Monday, January 14, 2013

"you may say I'm a dreamer...."

“Words and thoughts concerning compassionate action that are not put into practice are like beautiful flowers that are colorful but have no fragrance.” ― Thich Nhat Hanh
     Over the span of a decade I have taken and retaken the Myers-Briggs Type Indicator® Assessment or variation of the assessment more than twenty times. It took twenty attempts to determine if I actually had talent or skill. I'm joking. My lack of proficiency in math has always been horrendous but my fourth grade elementary school teacher, Mrs. Taano recognized that I wrote English goodly and occasionally strung sentences together that almost made sense. Not bad for an overly sensitive ten year old whose favorite activity was staring out the window daydreaming. Fondly, Mrs. Taano was the first teacher to praise me for being a good creative writer.
      One morning after a writing assignment she even asked our principal to come to the classroom and hear me recite my essay. The only time we ever saw our principal was when he was dragging a kid down the hall to be lectured or paddled. Yeah, they used to paddle kids. That makes me laugh now. My story unfolded in a beautiful, enchanted wonderland where we lived in harmony romping in fields of daisies, building tree houses or something and the animals spoke to us .... I really don't recall the entire essay because that was a long time ago, back when dinosaurs roamed the earth. Mrs. Taano whispered so sweetly to our principal, " Lisa's story is like a utopia."  
       Our principal smiled weakly and grumbled, " Well, I've got to get back to my office and do some important principal-ly stuff. Nice job, Liz."

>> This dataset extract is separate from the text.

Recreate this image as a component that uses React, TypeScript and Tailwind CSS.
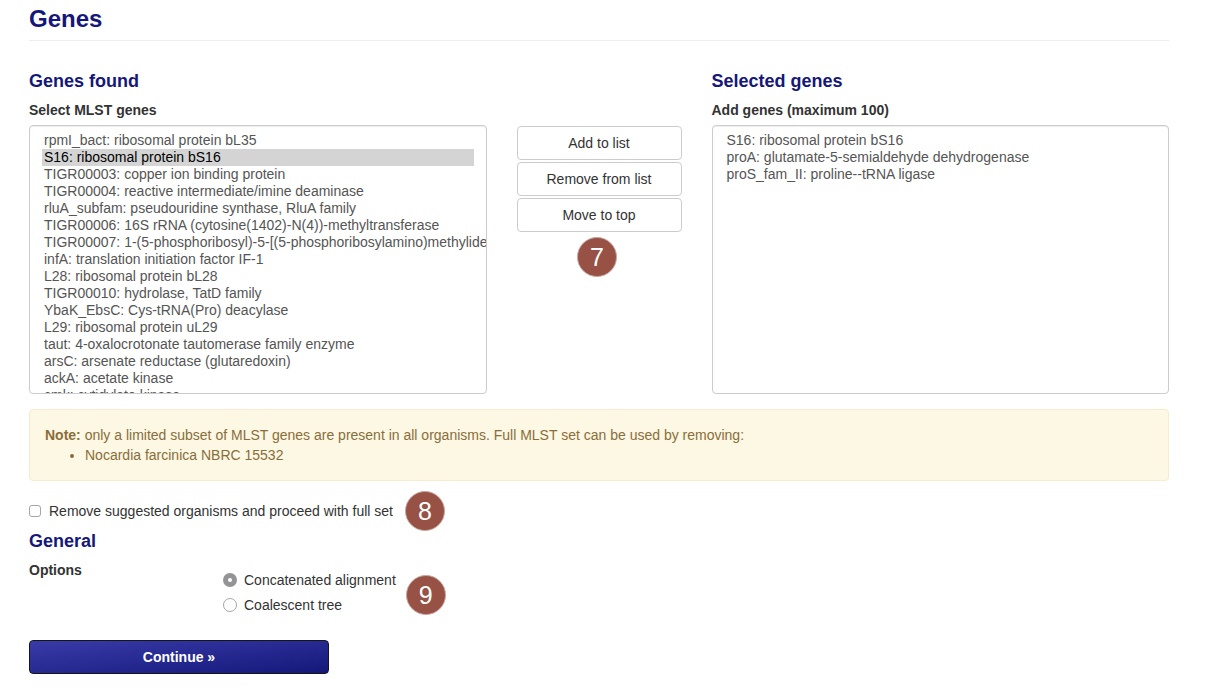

        Anyway, you may recall having taken the "educated indicator" assessment yourself at one point in your life. Do the words introvert, extrovert, sensing, judging, thinking and perceiving sound familiar? The indicator is based on the combined research of psychologist Carl Jung and researchers Katherine Cook Briggs and Isabel Myers Briggs. The assessment is used by many colleges, universities and businesses to determine personality traits, suitable careers and how people interact in team building, leadership and conflict management situations within an organization. Certainly, you are not expected to believe you possess every trait in the results but it can be used as a guide to assist many of us who may have difficulty focusing on one meaningful career path. So I have taken this test one thousand times (exaggerated slightly) and every time is the same result:

 INFP An INFP is an Introverted Intuitive Feeling Perceiving personality type. Personally, the reason I've taken or been prescribed the test so many times is because my career choices haven't aligned with my true nature. Professors, career counselors and managers past and present have encouraged me to seriously analyze the description, take it to heart and use it to pursue my "dream" career. Considering an INFP is a "Dreamer-Idealist" I wasn't always sure how to translate the following personality traits into a successful career: "INFP's are introspective, private, creative and highly idealistic individuals that have a constant desire to be on a meaningful path. They are driven by their values and seek peace. Empathetic and compassionate, they want to help others and humanity as a whole. INFPs are imaginative, artistic and often have a talent for language and writing. They can also be described as easygoing, selfless, guarded, adaptable, patient and loyal."

       If you have taken the test, how well do you think the results of your assessment have helped you? Do you think you are in your ideal career? If you could choose any job in the world what would it be? One of my dream careers would be philosophical chocolate inventor/factory owner race car driving theater actor. And that counts as one ideal career by the way. Admittedly, there has always been a lot of "dreamer" in me. How else can I imagine a better world and then do whatever I can to make it reality?